John Gollings holds a Master’s degree in Architecture from RMIT University and an Honorary Fellowship of the Australian Institute of Architects. He is Adjunct Professor, School of Media and Communications, RMIT University.
He works in the Asia-Pacific region as an architectural photographer, much of the work involving long-term cultural projects especially in India, Cambodia, China, Indonesia, Libya and New Guinea. He specialises in the documentation of cities, old and new, often from the air. He has had a particular interest in the cyclic fires and floods that characterise the Australian landscape and he documents these with aerial photography. He was co-creative director of the Venice Architectural Biennale in 2010.

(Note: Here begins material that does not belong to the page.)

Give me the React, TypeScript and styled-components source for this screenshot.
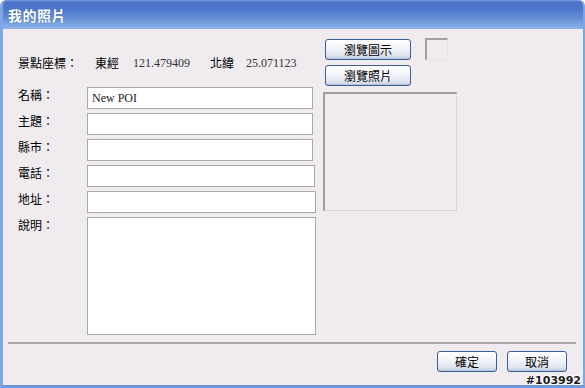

Books include two volumes of New Australia Style published by Thames & Hudson; City of Victory, Aperture; and Kashgar, Oasis City on China’s Old Silk Road, Frances Lincoln Limited. In 2012 Thames & Hudson published Beautiful Ugly a monograph of his contemporary architectural photography.
His work is held in national and international collections including: Asia Society, New York; Canadian Centre for Architecture, Montreal; Australian National Gallery, Canberra; National Gallery of Victoria, Melbourne; National Portrait Gallery, Canberra; Monash Gallery of Art, Melbourne; State Library of Queensland, Brisbane; Janet Holmes á Court Collection, Cowaramup; Gold Coast City Gallery, Surfers Paradise; Rockhampton Art Gallery, Rockhampton; and the National Library of Australia, Canberra. The Kaladham Museum in Karnataka, India was built by the Jindal Steel Company to house his life’s work at the Hampi Ruins.
His work has recently been included in exhibitions at the Australian Centre for Photography, Sydney; Gold Coast City Gallery, Surfers Paradise; Immigration Museum, Melbourne; Fremantle Arts Centre, Perth; and the National Gallery of Australia, Canberra. In 2013, McClelland Gallery exhibited Aftermath, Gollings’ bushfire series from Black Saturday.
He has twice received the Australian Institute of Architects Presidents Prize and in 2013 he was awarded the inaugural William J. Mitchell International Committee Prize by the Australian Institute of Architects.
In 2016 he was made a Member of the Order of Australia (AM) for ‘significant service to photography through the documentation of iconic architectural landmarks in Australia and the Asia Pacific region’.